_Dataset extract:_
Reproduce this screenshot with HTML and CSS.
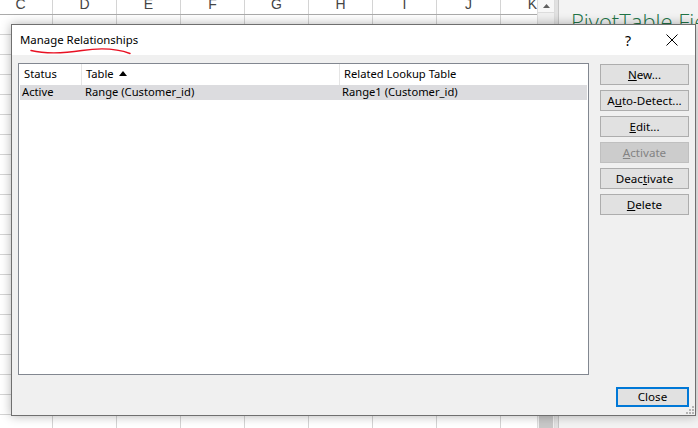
FILE: index.html
```html
<!DOCTYPE html>
<html lang="en">

<head>
    <meta charset="UTF-8">
    <title>Manage Relationships</title>
    <link rel="stylesheet" href="styles.css">
</head>

<body>
    <!-- Hoja de Excel de fondo -->
    <div class="sheet">
        <div class="grid">
            <div class="col-heads">
                <div class="col-head">C</div>
                <div class="col-head">D</div>
                <div class="col-head">E</div>
                <div class="col-head">F</div>
                <div class="col-head">G</div>
                <div class="col-head">H</div>
                <div class="col-head">I</div>
                <div class="col-head">J</div>
                <div class="col-head">K</div>
            </div>
            <div class="cells"></div>
        </div>
        <div class="vscroll">
            <div class="vscroll-up">
                <svg width="7" height="4" viewBox="0 0 7 4"><path d="M0 4 L3.5 0 L7 4 Z" fill="#606060"/></svg>
            </div>
            <div class="vscroll-track"></div>
            <div class="vscroll-thumb"></div>
        </div>
        <div class="split"></div>
        <div class="pane">
            <div class="pane-title">PivotTable Fields</div>
        </div>
    </div>

    <!-- Ventana de dialogo -->
    <div class="dialog">
        <div class="titlebar">
            <span class="title">Manage Relationships</span>
            <svg class="squiggle" width="102" height="8" viewBox="0 0 102 8">
                <path d="M1 2.5 C 16 6, 32 5.5, 52 2.5 S 88 1, 100 5.5" fill="none" stroke="#e81123" stroke-width="1.4" stroke-linecap="round"/>
            </svg>
            <span class="help">?</span>
            <svg class="close-x" width="12" height="12" viewBox="0 0 12 12">
                <path d="M0.5 0.5 L11.5 11.5 M11.5 0.5 L0.5 11.5" stroke="#000" stroke-width="1"/>
            </svg>
        </div>

        <div class="dialog-body">
            <div class="main">
                <div class="listbox">
                    <div class="list-head">
                        <div class="col col-status">Status</div>
                        <div class="col col-table">Table
                            <svg class="sort" width="8" height="5" viewBox="0 0 8 5"><path d="M0 5 L4 0 L8 5 Z" fill="#000"/></svg>
                        </div>
                        <div class="col col-related">Related Lookup Table</div>
                    </div>
                    <div class="list-row selected">
                        <div class="cell col-status">Active</div>
                        <div class="cell col-table">Range (Customer_id)</div>
                        <div class="cell col-related">Range1 (Customer_id)</div>
                    </div>
                </div>

                <div class="actions">
                    <button class="btn"><u>N</u>ew...</button>
                    <button class="btn">A<u>u</u>to-Detect...</button>
                    <button class="btn"><u>E</u>dit...</button>
                    <button class="btn" disabled><u>A</u>ctivate</button>
                    <button class="btn">Deac<u>t</u>ivate</button>
                    <button class="btn"><u>D</u>elete</button>
                </div>
            </div>

            <div class="footer">
                <button class="btn btn-default">Close</button>
            </div>
        </div>

        <svg class="grip" width="8" height="8" viewBox="0 0 8 8" fill="#b4b4b4">
            <rect x="6" y="0" width="2" height="2"/>
            <rect x="3" y="3" width="2" height="2"/>
            <rect x="6" y="3" width="2" height="2"/>
            <rect x="0" y="6" width="2" height="2"/>
            <rect x="3" y="6" width="2" height="2"/>
            <rect x="6" y="6" width="2" height="2"/>
        </svg>
    </div>
</body>

</html>
```

FILE: styles.css
```css
/* Estilos generales */
body {
    margin: 0;
    width: 698px;
    height: 428px;
    overflow: hidden;
    position: relative;
    background: #fff;
    font-family: 'Noto Sans', sans-serif;
    font-size: 11.2px;
    color: #000;
}

/* Hoja de Excel */
.sheet {
    display: flex;
    height: 428px;
}

.grid {
    width: 537px;
    overflow: hidden;
    display: flex;
    flex-direction: column;
}

.col-heads {
    display: flex;
    height: 14px;
    margin-left: -11px;
    border-bottom: 1px solid #ababab;
    background: #fff;
}

.col-head {
    flex: 0 0 64px;
    box-sizing: border-box;
    border-right: 1px solid #d4d4d4;
    text-align: center;
    font-family: 'Liberation Sans', sans-serif;
    font-size: 14px;
    line-height: 8px;
    color: #444;
}

.cells {
    flex: 1;
    background-image:
        linear-gradient(to right, transparent 52px, #d4d4d4 52px, #d4d4d4 53px, transparent 53px),
        linear-gradient(to bottom, transparent 19px, #d4d4d4 19px);
    background-size: 64px 20px;
    background-position: 0 0;
}

.vscroll {
    width: 16px;
    background: #f0f0f0;
    border-left: 1px solid #dcdcdc;
    border-right: 1px solid #dcdcdc;
    display: flex;
    flex-direction: column;
}

.vscroll-up {
    height: 12px;
    border-bottom: 1px solid #dcdcdc;
    background: #f7f7f7;
    display: flex;
    align-items: center;
    justify-content: center;
}

.vscroll-track {
    flex: 1;
}

.vscroll-thumb {
    height: 14px;
    margin: 0 1px;
    background: #c8c8c8;
}

.split {
    width: 3px;
    background: #e1e1e1;
    border-right: 1px solid #c6c6c6;
}

.pane {
    flex: 1;
    background: #f3f3f3;
    padding: 7px 0 0 12px;
    overflow: hidden;
}

/* solo se ve la parte superior, el resto queda bajo la ventana */
.pane-title {
    height: 17px;
    overflow: hidden;
    font-family: 'Open Sans', sans-serif;
    font-weight: 300;
    font-size: 22px;
    line-height: 28px;
    color: #217346;
    white-space: nowrap;
}

/* Ventana */
.dialog {
    position: absolute;
    left: 11px;
    top: 24px;
    width: 683px;
    height: 390px;
    border: 1px solid #6f6f6f;
    background: #f0f0f0;
    box-shadow: 0 0 10px rgba(0, 0, 0, 0.3);
    display: flex;
    flex-direction: column;
}

.titlebar {
    height: 30px;
    background: #fff;
    display: flex;
    align-items: center;
    padding-left: 8px;
    position: relative;
    font-size: 11.4px;
}

.title {
    flex: 1;
    margin-top: -2px;
}

.squiggle {
    position: absolute;
    left: 18px;
    top: 23px;
}

.help {
    font-size: 14px;
    margin-right: 35px;
}

.close-x {
    margin-right: 17px;
}

.dialog-body {
    flex: 1;
    padding: 8px 6px 8px 6px;
    display: flex;
    flex-direction: column;
}

.main {
    display: flex;
    gap: 11px;
}

.listbox {
    width: 569px;
    height: 310px;
    border: 1px solid #828790;
    background: #fff;
    padding: 0 1px;
}

.list-head {
    display: flex;
    height: 21px;
}

.list-head .col {
    box-sizing: border-box;
    padding-left: 4px;
    height: 21px;
    line-height: 20px;
    border-right: 1px solid #e5e5e5;
    display: flex;
    align-items: flex-start;
    gap: 5px;
}

.list-head .col-related {
    border-right: none;
}

.sort {
    margin-top: 7px;
}

.col-status {
    width: 62px;
}

.col-table {
    width: 258px;
}

.col-related {
    flex: 1;
}

.list-row {
    display: flex;
    height: 15px;
    line-height: 14px;
}

.list-row.selected {
    background: #dcdcdf;
}

.list-row .cell {
    box-sizing: border-box;
    padding-left: 2px;
}

.list-row .col-status {
    padding-left: 2px;
    width: 63px;
}

.list-row .col-table {
    width: 257px;
}

.actions {
    display: flex;
    flex-direction: column;
    gap: 5px;
    padding-top: 1px;
}

.btn {
    width: 89px;
    height: 21px;
    padding: 0 0 1px;
    border: 1px solid #adadad;
    background: #e1e1e1;
    font-family: 'Noto Sans', sans-serif;
    font-size: 11.6px;
    color: #000;
}

.btn u {
    text-underline-offset: 1px;
}

.btn:disabled {
    background: #cccccc;
    border-color: #bfbfbf;
    color: #838383;
}

.footer {
    margin-top: auto;
    display: flex;
    justify-content: flex-end;
}

.btn-default {
    width: 73px;
    height: 20px;
    border: 2px solid #0078d7;
}

.grip {
    position: absolute;
    right: 1px;
    bottom: 1px;
}
```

_Short exercise:_
Every line above should be returned exactly; the pictures stay out.

_Task output:_
Reproduce this screenshot with HTML and CSS.
FILE: index.html
```html
<!DOCTYPE html>
<html lang="en">

<head>
    <meta charset="UTF-8">
    <title>Manage Relationships</title>
    <link rel="stylesheet" href="styles.css">
</head>

<body>
    <!-- Hoja de Excel de fondo -->
    <div class="sheet">
        <div class="grid">
            <div class="col-heads">
                <div class="col-head">C</div>
                <div class="col-head">D</div>
                <div class="col-head">E</div>
                <div class="col-head">F</div>
                <div class="col-head">G</div>
                <div class="col-head">H</div>
                <div class="col-head">I</div>
                <div class="col-head">J</div>
                <div class="col-head">K</div>
            </div>
            <div class="cells"></div>
        </div>
        <div class="vscroll">
            <div class="vscroll-up">
                <svg width="7" height="4" viewBox="0 0 7 4"><path d="M0 4 L3.5 0 L7 4 Z" fill="#606060"/></svg>
            </div>
            <div class="vscroll-track"></div>
            <div class="vscroll-thumb"></div>
        </div>
        <div class="split"></div>
        <div class="pane">
            <div class="pane-title">PivotTable Fields</div>
        </div>
    </div>

    <!-- Ventana de dialogo -->
    <div class="dialog">
        <div class="titlebar">
            <span class="title">Manage Relationships</span>
            <svg class="squiggle" width="102" height="8" viewBox="0 0 102 8">
                <path d="M1 2.5 C 16 6, 32 5.5, 52 2.5 S 88 1, 100 5.5" fill="none" stroke="#e81123" stroke-width="1.4" stroke-linecap="round"/>
            </svg>
            <span class="help">?</span>
            <svg class="close-x" width="12" height="12" viewBox="0 0 12 12">
                <path d="M0.5 0.5 L11.5 11.5 M11.5 0.5 L0.5 11.5" stroke="#000" stroke-width="1"/>
            </svg>
        </div>

        <div class="dialog-body">
            <div class="main">
                <div class="listbox">
                    <div class="list-head">
                        <div class="col col-status">Status</div>
                        <div class="col col-table">Table
                            <svg class="sort" width="8" height="5" viewBox="0 0 8 5"><path d="M0 5 L4 0 L8 5 Z" fill="#000"/></svg>
                        </div>
                        <div class="col col-related">Related Lookup Table</div>
                    </div>
                    <div class="list-row selected">
                        <div class="cell col-status">Active</div>
                        <div class="cell col-table">Range (Customer_id)</div>
                        <div class="cell col-related">Range1 (Customer_id)</div>
                    </div>
                </div>

                <div class="actions">
                    <button class="btn"><u>N</u>ew...</button>
                    <button class="btn">A<u>u</u>to-Detect...</button>
                    <button class="btn"><u>E</u>dit...</button>
                    <button class="btn" disabled><u>A</u>ctivate</button>
                    <button class="btn">Deac<u>t</u>ivate</button>
                    <button class="btn"><u>D</u>elete</button>
                </div>
            </div>

            <div class="footer">
                <button class="btn btn-default">Close</button>
            </div>
        </div>

        <svg class="grip" width="8" height="8" viewBox="0 0 8 8" fill="#b4b4b4">
            <rect x="6" y="0" width="2" height="2"/>
            <rect x="3" y="3" width="2" height="2"/>
            <rect x="6" y="3" width="2" height="2"/>
            <rect x="0" y="6" width="2" height="2"/>
            <rect x="3" y="6" width="2" height="2"/>
            <rect x="6" y="6" width="2" height="2"/>
        </svg>
    </div>
</body>

</html>
```

FILE: styles.css
```css
/* Estilos generales */
body {
    margin: 0;
    width: 698px;
    height: 428px;
    overflow: hidden;
    position: relative;
    background: #fff;
    font-family: 'Noto Sans', sans-serif;
    font-size: 11.2px;
    color: #000;
}

/* Hoja de Excel */
.sheet {
    display: flex;
    height: 428px;
}

.grid {
    width: 537px;
    overflow: hidden;
    display: flex;
    flex-direction: column;
}

.col-heads {
    display: flex;
    height: 14px;
    margin-left: -11px;
    border-bottom: 1px solid #ababab;
    background: #fff;
}

.col-head {
    flex: 0 0 64px;
    box-sizing: border-box;
    border-right: 1px solid #d4d4d4;
    text-align: center;
    font-family: 'Liberation Sans', sans-serif;
    font-size: 14px;
    line-height: 8px;
    color: #444;
}

.cells {
    flex: 1;
    background-image:
        linear-gradient(to right, transparent 52px, #d4d4d4 52px, #d4d4d4 53px, transparent 53px),
        linear-gradient(to bottom, transparent 19px, #d4d4d4 19px);
    background-size: 64px 20px;
    background-position: 0 0;
}

.vscroll {
    width: 16px;
    background: #f0f0f0;
    border-left: 1px solid #dcdcdc;
    border-right: 1px solid #dcdcdc;
    display: flex;
    flex-direction: column;
}

.vscroll-up {
    height: 12px;
    border-bottom: 1px solid #dcdcdc;
    background: #f7f7f7;
    display: flex;
    align-items: center;
    justify-content: center;
}

.vscroll-track {
    flex: 1;
}

.vscroll-thumb {
    height: 14px;
    margin: 0 1px;
    background: #c8c8c8;
}

.split {
    width: 3px;
    background: #e1e1e1;
    border-right: 1px solid #c6c6c6;
}

.pane {
    flex: 1;
    background: #f3f3f3;
    padding: 7px 0 0 12px;
    overflow: hidden;
}

/* solo se ve la parte superior, el resto queda bajo la ventana */
.pane-title {
    height: 17px;
    overflow: hidden;
    font-family: 'Open Sans', sans-serif;
    font-weight: 300;
    font-size: 22px;
    line-height: 28px;
    color: #217346;
    white-space: nowrap;
}

/* Ventana */
.dialog {
    position: absolute;
    left: 11px;
    top: 24px;
    width: 683px;
    height: 390px;
    border: 1px solid #6f6f6f;
    background: #f0f0f0;
    box-shadow: 0 0 10px rgba(0, 0, 0, 0.3);
    display: flex;
    flex-direction: column;
}

.titlebar {
    height: 30px;
    background: #fff;
    display: flex;
    align-items: center;
    padding-left: 8px;
    position: relative;
    font-size: 11.4px;
}

.title {
    flex: 1;
    margin-top: -2px;
}

.squiggle {
    position: absolute;
    left: 18px;
    top: 23px;
}

.help {
    font-size: 14px;
    margin-right: 35px;
}

.close-x {
    margin-right: 17px;
}

.dialog-body {
    flex: 1;
    padding: 8px 6px 8px 6px;
    display: flex;
    flex-direction: column;
}

.main {
    display: flex;
    gap: 11px;
}

.listbox {
    width: 569px;
    height: 310px;
    border: 1px solid #828790;
    background: #fff;
    padding: 0 1px;
}

.list-head {
    display: flex;
    height: 21px;
}

.list-head .col {
    box-sizing: border-box;
    padding-left: 4px;
    height: 21px;
    line-height: 20px;
    border-right: 1px solid #e5e5e5;
    display: flex;
    align-items: flex-start;
    gap: 5px;
}

.list-head .col-related {
    border-right: none;
}

.sort {
    margin-top: 7px;
}

.col-status {
    width: 62px;
}

.col-table {
    width: 258px;
}

.col-related {
    flex: 1;
}

.list-row {
    display: flex;
    height: 15px;
    line-height: 14px;
}

.list-row.selected {
    background: #dcdcdf;
}

.list-row .cell {
    box-sizing: border-box;
    padding-left: 2px;
}

.list-row .col-status {
    padding-left: 2px;
    width: 63px;
}

.list-row .col-table {
    width: 257px;
}

.actions {
    display: flex;
    flex-direction: column;
    gap: 5px;
    padding-top: 1px;
}

.btn {
    width: 89px;
    height: 21px;
    padding: 0 0 1px;
    border: 1px solid #adadad;
    background: #e1e1e1;
    font-family: 'Noto Sans', sans-serif;
    font-size: 11.6px;
    color: #000;
}

.btn u {
    text-underline-offset: 1px;
}

.btn:disabled {
    background: #cccccc;
    border-color: #bfbfbf;
    color: #838383;
}

.footer {
    margin-top: auto;
    display: flex;
    justify-content: flex-end;
}

.btn-default {
    width: 73px;
    height: 20px;
    border: 2px solid #0078d7;
}

.grip {
    position: absolute;
    right: 1px;
    bottom: 1px;
}
```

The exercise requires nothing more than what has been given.